A new symbol of Chinese luxury
China’s high-end car scene has a fresh standard-bearer, and it’s the imposing Maextro S800. Developed jointly by state-backed JAC and tech giant Huawei, this grand sedan blends old-world opulence with cutting-edge software. At 5.48 meters long, it cuts a stately figure, prioritizing four-seat comfort over outright flash.
Local buzz is thunderous, with many observers hailing it as the country’s most accomplished luxury car to date. The pitch is simple yet audacious: offer palatial craftsmanship and intelligent tech at a price that still undercuts ultra-exotic Western nameplates.
Demand outpacing supply
The order books tell a compelling story. Within days of launch, deposits surged past 8,000, climbing to 10,000 in just 67 days and 12,000 by day 87. In August 2025 alone, the brand moved 1,006 units, an impressive tally for a newcomer operating in the rarefied ultra-luxury bracket.
Production is ramping hard to catch up. September targets hover around 1,500 units, with monthly output projected to reach 3,000 by year’s end. Internally, the company pegs potential returns between €90 million and €130 million, underscoring strong pricing power and disciplined cost control.
“As a statement piece, it delivers on every front—presence, serenity, and quiet authority.”
Pricey by local standards, persuasive in context
Pricing runs from 708,000 to 1,018,000 yuan—roughly €85,000 to €122,000—steep by Chinese norms, yet strategically calibrated. In a market where value is typically king, the S800 asserts that premium pedigree can be homegrown and still command a serious ticket.
Context matters: the Mercedes-Maybach S-Class sold 12,449 units in China in 2024, a benchmark for limousine success. With supply normalizing, the S800 appears poised to contest that space, converting patriotic aspiration and tangible product strengths into real share.
Electrified muscle with long-legged calm
Beneath the stately sheetmetal, the S800 lines up as either a pure EV or an extended-range electric vehicle (EREV). The EREV flagship claims a thumping 1,006 hp, delivering effortless, near-silent surge on demand. Range stretches up to 702 km on the CLTC cycle, enabling cross-city business hops without stress.
Huawei’s software stack contributes advanced driver-assistance, seamless infotainment integration, and over-the-air upgrade agility. The result is a cabin that feels both sumptuous and acutely smart, fusing handcrafted touchpoints with modern UX fluency.

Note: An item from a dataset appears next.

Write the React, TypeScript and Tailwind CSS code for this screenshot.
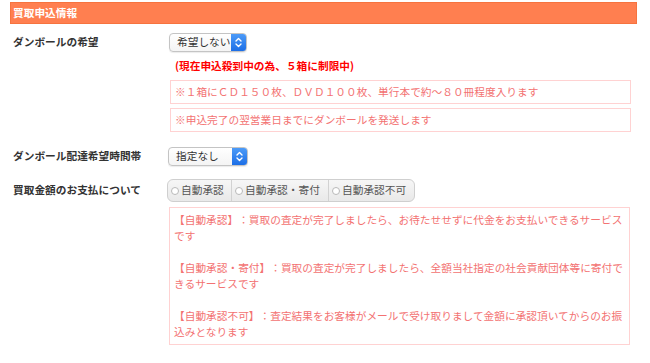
import React from 'react';

const FONT = "font-['Hiragino_Kaku_Gothic_ProN','Noto_Sans_CJK_JP',sans-serif] [text-spacing-trim:space-all]";

const SelectBox: React.FC<{ label: string; width: string }> = ({ label, width }) => (
    <div className={`${width} h-[19px] flex rounded-[4px] border border-[#c4c4c4] bg-gradient-to-b from-white to-[#f4f4f4] shadow-[0_1px_1px_rgba(0,0,0,0.08)] overflow-hidden`}>
        <div className="flex-1 flex items-center pl-[7px] text-[10.7px] text-[#333] leading-none whitespace-nowrap">{label}</div>
        <div className="w-[15px] h-full shrink-0 bg-gradient-to-b from-[#4c9bf8] to-[#1c6ee6] flex items-center justify-center">
            <svg width="7" height="11" viewBox="0 0 7 11" fill="none" stroke="white" strokeWidth="1.4" strokeLinecap="round" strokeLinejoin="round">
                <path d="M1 4 L3.5 1.5 L6 4" />
                <path d="M1 7 L3.5 9.5 L6 7" />
            </svg>
        </div>
    </div>
);

const Radio: React.FC<{ label: string; width: string; last?: boolean }> = ({ label, width, last }) => (
    <div className={`${width} h-full flex items-center pl-[3px] gap-[2px] ${last ? '' : 'border-r border-[#d2d2d2]'}`}>
        <span className="w-[8px] h-[8px] rounded-full border border-[#b8b8b8] bg-white shrink-0" />
        <span className="text-[10.7px] text-[#555] leading-none whitespace-nowrap">{label}</span>
    </div>
);

const Row: React.FC<{ label: string; children: React.ReactNode; className?: string }> = ({ label, children, className }) => (
    <div className={`flex ${className ?? ''}`}>
        <div className="w-[155px] shrink-0 pl-[13px] h-[19px] flex items-center text-[10.7px] font-bold text-[#333]">{label}</div>
        <div className="flex-1">{children}</div>
    </div>
);

export default function App() {
    return (
        <div className={`w-[650px] h-[363px] bg-white overflow-hidden ${FONT}`}>
            {/* header */}
            <div className="ml-[10px] mt-[2px] w-[627px] h-[22px] bg-[#ff7f50] border border-[#f6733f] flex items-center pl-[2px] text-[10.7px] font-bold text-white">
                買取申込情報
            </div>

            {/* ダンボールの希望 */}
            <Row label="ダンボールの希望" className="mt-[9px]">
                <div className="ml-[14px]">
                    <SelectBox label="希望しない" width="w-[78px]" />
                    <div className="mt-[6px] pl-[6px] leading-[16px] text-[10.7px] font-bold text-[#f00]">
                        (現在申込殺到中の為、５箱に制限中)
                    </div>
                    <div className="mt-[6px] ml-[1px] w-[461px] border border-[#ffd2d2] px-[4px] py-[3px] leading-[16px] text-[10.7px] text-[#f37272]">
                        ※１箱にＣＤ１５０枚、ＤＶＤ１００枚、単行本で約〜８０冊程度入ります
                    </div>
                    <div className="mt-[4px] ml-[1px] w-[461px] border border-[#ffd2d2] px-[4px] py-[3px] leading-[16px] text-[10.7px] text-[#f37272]">
                        ※申込完了の翌営業日までにダンボールを発送します
                    </div>
                </div>
            </Row>

            {/* ダンボール配達希望時間帯 */}
            <Row label="ダンボール配達希望時間帯" className="mt-[15px]">
                <div className="ml-[13px]">
                    <SelectBox label="指定なし" width="w-[80px]" />
                </div>
            </Row>

            {/* 買取金額のお支払について */}
            <div className="flex mt-[13px]">
                <div className="w-[155px] shrink-0 pl-[13px] h-[23px] flex items-center text-[10.7px] font-bold text-[#333]">買取金額のお支払について</div>
                <div className="flex-1 ml-[12px]">
                    <div className="w-[248px] h-[23px] flex rounded-[6px] border border-[#cfcfcf] bg-gradient-to-b from-[#f6f6f6] to-[#e9e9e9] overflow-hidden">
                        <Radio label="自動承認" width="w-[64px]" />
                        <Radio label="自動承認・寄付" width="w-[97px]" />
                        <Radio label="自動承認不可" width="flex-1" last />
                    </div>
                    <div className="mt-[5px] ml-[2px] w-[461px] border border-[#ffd2d2] px-[4px] py-[4px] leading-[16px] text-[10.7px] text-[#f37272]">
                        【自動承認】：買取の査定が完了しましたら、お待たせせずに代金をお支払いできるサービスです
                        <br />
                        <br />
                        【自動承認・寄付】：買取の査定が完了しましたら、全額当社指定の社会貢献団体等に寄付できるサービスです
                        <br />
                        <br />
                        【自動承認不可】：査定結果をお客様がメールで受け取りまして金額に承認頂いてからのお振込みとなります
                    </div>
                </div>
            </div>
        </div>
    );
}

The rear seat is the point
This sedan is designed to be experienced from the back, where two individual thrones deliver cocoon-like privacy. Quilted leathers, hushed acoustics, and meticulous materials work in concert to minimize fatigue and amplify grandeur. Every surface feels considered, every gesture predictable, every system intuitively at your command.
Even small details are engineered for ritual: soft-close doors, hushed servo motions, and a ride tuned for sovereign calm over rough urban patchwork. It’s less about thrill and more about arriving collected, unruffled, and ready.
Why it resonates now
China’s luxury buyers are increasingly confident in domestic excellence, especially when it is backed by credible technology. The S800 taps that sentiment with a product that looks imposing, feels exquisitely assembled, and delivers modern electric performance without travel anxiety.
Crucially, the car also reflects a shift in executive tastes. In place of ostentation, it projects restraint—a dignified swagger that reads as global boardroom rather than red-carpet spectacle.
Standout highlights
- Four-seat lounge layout with lavish rear-cabin focus
- Dual electrified approaches: pure EV and powerful EREV
- Up to 702 km CLTC range and as much as 1,006 hp
- Huawei-driven ADAS and connected ecosystem
- Rapid production ramp toward 3,000 units per month
- Pricing from about €85,000 to €122,000 in China
Outlook
If supply aligns with demand, the S800 could become a fixture of China’s executive fleet and a credible export candidate. The formula—serene ride, digitized luxury, and confident pricing—feels tailored to the moment when Chinese high-end manufacturing wants not just parity, but preeminence.
The bigger story is cultural: a willingness to pay a domestic premium for a domestic icon. Should that hold, rivals from Stuttgart to Goodwood may find themselves benchmarking not only technology from Shenzhen, but the art of quiet luxury from Anhui.